Tuesday, 26 August 2014

Rainbow Jaguars and the Ahuizotl Connection

An artistic recreation of the rainbow jaguar.
Image credit Karl Shuker.
Perhaps the most well-known of the Central American Atzec myths - Quetzalcoatl notwithstanding - the Ahuizotl was described in the Florentine Codex as a real animal, a small aquatic predator with smooth hair and primate-like hands. Native Americans in the USA have myths about a very similar animal. If it was based on a real animal, it is today widely believed to have been a new species of otter or other mustelid.

In the field of more strictly Amazonian cryptozoology, there are a number of cryptids similar to the Ahuizotl, but larger.


The first is the bizarre rainbow jaguar, rainbow tiger, or Tshenkutshen. Reported from Ecuador, it is said to look just like a regular black jaguar, but with a fatty hump, a rainbow pattern on its chest, and - notably - simian-like hands, just like the Ahuizotl. Unlike the more northern beast of Aztec myth, the rainbow jaguar is said to far from aquatic: reports indicate it to be arboreal, leaping from tree to tree with ease.
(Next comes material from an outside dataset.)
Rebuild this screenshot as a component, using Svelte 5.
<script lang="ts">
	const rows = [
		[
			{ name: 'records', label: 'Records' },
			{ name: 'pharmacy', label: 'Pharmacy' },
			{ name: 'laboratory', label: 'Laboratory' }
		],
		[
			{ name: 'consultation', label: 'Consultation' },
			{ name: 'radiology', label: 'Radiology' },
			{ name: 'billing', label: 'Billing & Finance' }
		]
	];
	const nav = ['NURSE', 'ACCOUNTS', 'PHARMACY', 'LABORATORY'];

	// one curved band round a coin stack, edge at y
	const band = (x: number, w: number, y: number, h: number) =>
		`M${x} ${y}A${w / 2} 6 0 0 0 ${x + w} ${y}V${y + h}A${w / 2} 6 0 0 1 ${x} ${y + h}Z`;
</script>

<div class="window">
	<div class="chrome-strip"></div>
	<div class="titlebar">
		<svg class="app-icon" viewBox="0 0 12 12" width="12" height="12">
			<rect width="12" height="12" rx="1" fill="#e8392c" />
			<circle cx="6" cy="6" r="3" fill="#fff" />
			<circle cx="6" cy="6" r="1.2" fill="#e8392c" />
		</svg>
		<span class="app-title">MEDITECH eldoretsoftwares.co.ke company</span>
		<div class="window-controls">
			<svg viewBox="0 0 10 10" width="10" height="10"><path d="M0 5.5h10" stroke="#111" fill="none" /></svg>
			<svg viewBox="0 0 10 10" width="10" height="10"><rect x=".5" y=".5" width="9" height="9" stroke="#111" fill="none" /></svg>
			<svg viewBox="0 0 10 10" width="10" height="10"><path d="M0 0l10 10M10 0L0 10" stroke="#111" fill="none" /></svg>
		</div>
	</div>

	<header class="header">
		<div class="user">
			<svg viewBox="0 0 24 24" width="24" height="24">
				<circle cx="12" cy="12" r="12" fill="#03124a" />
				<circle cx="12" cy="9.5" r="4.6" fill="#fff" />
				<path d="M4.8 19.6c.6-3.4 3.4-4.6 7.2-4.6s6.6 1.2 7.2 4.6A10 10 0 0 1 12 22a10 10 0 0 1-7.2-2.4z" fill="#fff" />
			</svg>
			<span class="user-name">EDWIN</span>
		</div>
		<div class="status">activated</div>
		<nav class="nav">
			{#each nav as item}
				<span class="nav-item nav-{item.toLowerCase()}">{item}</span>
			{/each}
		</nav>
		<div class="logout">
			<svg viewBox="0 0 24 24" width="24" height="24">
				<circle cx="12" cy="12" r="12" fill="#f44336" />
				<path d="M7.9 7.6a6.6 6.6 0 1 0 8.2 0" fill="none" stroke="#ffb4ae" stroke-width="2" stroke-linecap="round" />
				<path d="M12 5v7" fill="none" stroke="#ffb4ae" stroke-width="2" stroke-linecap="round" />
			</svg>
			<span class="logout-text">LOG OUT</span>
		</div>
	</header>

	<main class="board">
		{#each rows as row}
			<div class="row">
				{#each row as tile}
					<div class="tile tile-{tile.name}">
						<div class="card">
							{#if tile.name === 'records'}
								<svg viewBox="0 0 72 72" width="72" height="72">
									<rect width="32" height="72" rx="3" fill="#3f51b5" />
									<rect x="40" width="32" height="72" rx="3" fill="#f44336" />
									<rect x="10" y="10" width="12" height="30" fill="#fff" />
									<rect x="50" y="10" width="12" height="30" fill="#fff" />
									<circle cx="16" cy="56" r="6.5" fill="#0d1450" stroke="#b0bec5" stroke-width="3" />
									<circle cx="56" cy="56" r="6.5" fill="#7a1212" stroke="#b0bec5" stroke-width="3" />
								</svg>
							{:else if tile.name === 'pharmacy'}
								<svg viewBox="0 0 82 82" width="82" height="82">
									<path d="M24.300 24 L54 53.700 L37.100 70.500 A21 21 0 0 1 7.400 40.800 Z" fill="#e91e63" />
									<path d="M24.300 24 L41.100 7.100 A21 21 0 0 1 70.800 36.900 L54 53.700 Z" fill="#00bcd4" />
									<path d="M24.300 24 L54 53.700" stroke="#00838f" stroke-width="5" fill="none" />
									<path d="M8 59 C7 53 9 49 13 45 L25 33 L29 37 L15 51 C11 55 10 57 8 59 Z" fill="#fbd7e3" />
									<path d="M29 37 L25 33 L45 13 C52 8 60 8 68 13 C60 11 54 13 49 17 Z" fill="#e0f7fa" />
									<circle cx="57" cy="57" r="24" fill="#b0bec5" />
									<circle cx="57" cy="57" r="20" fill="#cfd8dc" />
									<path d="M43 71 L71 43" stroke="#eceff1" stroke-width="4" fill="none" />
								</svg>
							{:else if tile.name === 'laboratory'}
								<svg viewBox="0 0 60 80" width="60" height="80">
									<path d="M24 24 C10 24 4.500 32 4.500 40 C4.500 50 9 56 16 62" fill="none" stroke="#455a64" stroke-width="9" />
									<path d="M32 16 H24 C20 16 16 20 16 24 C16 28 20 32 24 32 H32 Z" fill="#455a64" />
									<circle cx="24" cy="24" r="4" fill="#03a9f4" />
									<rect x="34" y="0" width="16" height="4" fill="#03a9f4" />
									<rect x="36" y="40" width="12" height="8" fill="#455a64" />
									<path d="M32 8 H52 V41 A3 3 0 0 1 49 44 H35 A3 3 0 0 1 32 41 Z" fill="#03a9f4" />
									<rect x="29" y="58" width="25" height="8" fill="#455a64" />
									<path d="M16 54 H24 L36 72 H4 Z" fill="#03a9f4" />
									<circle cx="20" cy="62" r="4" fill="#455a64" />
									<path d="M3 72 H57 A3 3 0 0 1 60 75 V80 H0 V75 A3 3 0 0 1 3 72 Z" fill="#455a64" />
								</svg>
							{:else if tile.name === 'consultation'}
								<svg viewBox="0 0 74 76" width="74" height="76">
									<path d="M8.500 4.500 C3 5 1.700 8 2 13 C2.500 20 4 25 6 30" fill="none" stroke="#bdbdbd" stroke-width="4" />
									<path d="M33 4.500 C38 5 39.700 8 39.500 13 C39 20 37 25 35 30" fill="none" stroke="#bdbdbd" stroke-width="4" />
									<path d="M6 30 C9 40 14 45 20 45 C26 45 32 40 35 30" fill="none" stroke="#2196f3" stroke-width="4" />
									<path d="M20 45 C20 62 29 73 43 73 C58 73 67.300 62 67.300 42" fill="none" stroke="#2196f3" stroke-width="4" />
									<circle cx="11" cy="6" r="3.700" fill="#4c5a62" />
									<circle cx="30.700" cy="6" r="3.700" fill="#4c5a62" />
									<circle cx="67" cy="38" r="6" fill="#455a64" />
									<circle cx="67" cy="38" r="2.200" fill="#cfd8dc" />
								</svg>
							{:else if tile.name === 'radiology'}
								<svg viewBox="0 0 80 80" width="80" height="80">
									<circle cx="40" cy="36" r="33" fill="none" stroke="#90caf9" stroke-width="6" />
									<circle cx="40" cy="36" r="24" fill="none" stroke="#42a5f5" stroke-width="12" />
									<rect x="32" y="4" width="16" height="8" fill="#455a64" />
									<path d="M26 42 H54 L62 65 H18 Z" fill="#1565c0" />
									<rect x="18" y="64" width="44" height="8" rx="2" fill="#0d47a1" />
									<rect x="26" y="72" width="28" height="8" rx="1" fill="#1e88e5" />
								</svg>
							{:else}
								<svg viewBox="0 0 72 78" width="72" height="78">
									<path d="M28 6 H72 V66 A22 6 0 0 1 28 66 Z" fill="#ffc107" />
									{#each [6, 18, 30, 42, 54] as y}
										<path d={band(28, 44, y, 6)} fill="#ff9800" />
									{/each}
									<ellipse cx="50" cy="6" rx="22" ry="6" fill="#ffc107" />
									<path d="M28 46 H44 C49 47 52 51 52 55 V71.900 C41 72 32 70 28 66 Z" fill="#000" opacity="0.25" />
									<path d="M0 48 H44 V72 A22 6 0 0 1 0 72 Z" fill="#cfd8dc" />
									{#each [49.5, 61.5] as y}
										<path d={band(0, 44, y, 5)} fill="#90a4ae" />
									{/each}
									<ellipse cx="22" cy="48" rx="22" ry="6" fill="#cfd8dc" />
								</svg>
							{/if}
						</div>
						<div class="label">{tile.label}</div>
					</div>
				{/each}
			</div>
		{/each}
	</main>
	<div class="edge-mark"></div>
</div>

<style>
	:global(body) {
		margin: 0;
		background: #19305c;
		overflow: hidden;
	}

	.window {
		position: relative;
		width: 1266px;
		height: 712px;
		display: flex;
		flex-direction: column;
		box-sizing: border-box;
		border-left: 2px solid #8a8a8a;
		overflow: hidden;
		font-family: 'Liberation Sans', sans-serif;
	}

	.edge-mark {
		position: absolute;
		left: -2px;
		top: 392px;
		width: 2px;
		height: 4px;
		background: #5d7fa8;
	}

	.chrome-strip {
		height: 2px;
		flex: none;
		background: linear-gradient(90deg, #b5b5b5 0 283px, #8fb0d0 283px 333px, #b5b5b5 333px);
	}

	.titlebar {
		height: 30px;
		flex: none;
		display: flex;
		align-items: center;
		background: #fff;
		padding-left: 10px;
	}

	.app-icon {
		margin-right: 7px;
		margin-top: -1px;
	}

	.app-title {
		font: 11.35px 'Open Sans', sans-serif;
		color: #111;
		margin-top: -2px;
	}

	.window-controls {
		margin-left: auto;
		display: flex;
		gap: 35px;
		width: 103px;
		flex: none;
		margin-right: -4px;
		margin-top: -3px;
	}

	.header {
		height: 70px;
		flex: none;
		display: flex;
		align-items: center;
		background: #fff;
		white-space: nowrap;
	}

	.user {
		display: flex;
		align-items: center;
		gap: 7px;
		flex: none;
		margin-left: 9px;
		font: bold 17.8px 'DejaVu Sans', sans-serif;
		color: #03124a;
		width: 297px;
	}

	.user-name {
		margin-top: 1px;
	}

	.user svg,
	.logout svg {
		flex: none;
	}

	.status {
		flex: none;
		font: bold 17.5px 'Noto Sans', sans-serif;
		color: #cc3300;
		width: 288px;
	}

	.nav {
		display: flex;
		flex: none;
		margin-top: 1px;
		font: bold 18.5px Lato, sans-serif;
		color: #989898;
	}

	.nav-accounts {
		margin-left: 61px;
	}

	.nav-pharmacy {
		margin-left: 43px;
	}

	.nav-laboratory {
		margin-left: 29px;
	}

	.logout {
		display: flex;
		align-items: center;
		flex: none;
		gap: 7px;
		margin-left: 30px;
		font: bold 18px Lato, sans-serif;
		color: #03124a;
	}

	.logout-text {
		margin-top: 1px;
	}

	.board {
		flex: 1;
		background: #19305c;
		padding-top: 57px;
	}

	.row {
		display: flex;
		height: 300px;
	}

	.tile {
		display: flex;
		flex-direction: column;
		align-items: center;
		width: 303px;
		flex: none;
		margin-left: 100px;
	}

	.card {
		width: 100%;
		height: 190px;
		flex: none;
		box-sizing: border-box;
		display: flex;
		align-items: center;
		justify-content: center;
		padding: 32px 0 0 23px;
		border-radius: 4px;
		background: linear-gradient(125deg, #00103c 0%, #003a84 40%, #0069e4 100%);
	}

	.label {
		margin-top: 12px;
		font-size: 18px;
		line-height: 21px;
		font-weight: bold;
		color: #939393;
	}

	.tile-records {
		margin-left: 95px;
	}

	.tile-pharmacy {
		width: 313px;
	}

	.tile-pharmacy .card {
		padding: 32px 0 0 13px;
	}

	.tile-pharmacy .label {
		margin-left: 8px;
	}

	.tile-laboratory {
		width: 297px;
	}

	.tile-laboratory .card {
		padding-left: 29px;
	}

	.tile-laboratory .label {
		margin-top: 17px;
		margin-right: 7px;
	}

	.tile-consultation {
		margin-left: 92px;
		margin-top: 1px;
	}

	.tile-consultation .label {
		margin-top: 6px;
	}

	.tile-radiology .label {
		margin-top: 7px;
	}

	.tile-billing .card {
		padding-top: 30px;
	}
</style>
The only report of this animal, outside of native myth, is from a Macas settler named Policarpio Rivadeneira (Shuker, 1989; Shuker, 2012). In 1959, he was allegedly trekking through the rainforest of Cerro Kilamo, when he saw a jaguar-like animal leaping from tree to tree. Fearing for his life, he shot and killed it. Upon examining it, he found it to have a humped back, ape-like hands, and a rainbow patterned chest. What he did with the cadaver is unclear.

Whilst this is the only physical sighting of the animal by any non-native individual, Spanish cryptozoologist Angel Morant Forés has gathered information on it from the native Indians (Shuker, 2009).

Whilst the rainbow jaguar partially fits the bill as far as physical traits go, the other cryptid is like the Ahuizotl in behaviour. This is the similarly-named water jaguar, almost universally believed to be an example of either a relict sabre-toothed cat, of which there are many examples in South America and Africa, or a relict Thylacosmilus, a marsupial analogue to the placental sabre-tooths (Heuvelmans, 1958; Shuker, 1989). Although some reports describe them as fully terrestrial, other reports describe them as semi-aquatic. One Spanish military report from Chad, Africa, actually caims that a water jaguar leapt out of the water whilst the unit was crossing a swamp in boats, and killed some of the men (Le Noel, unknown).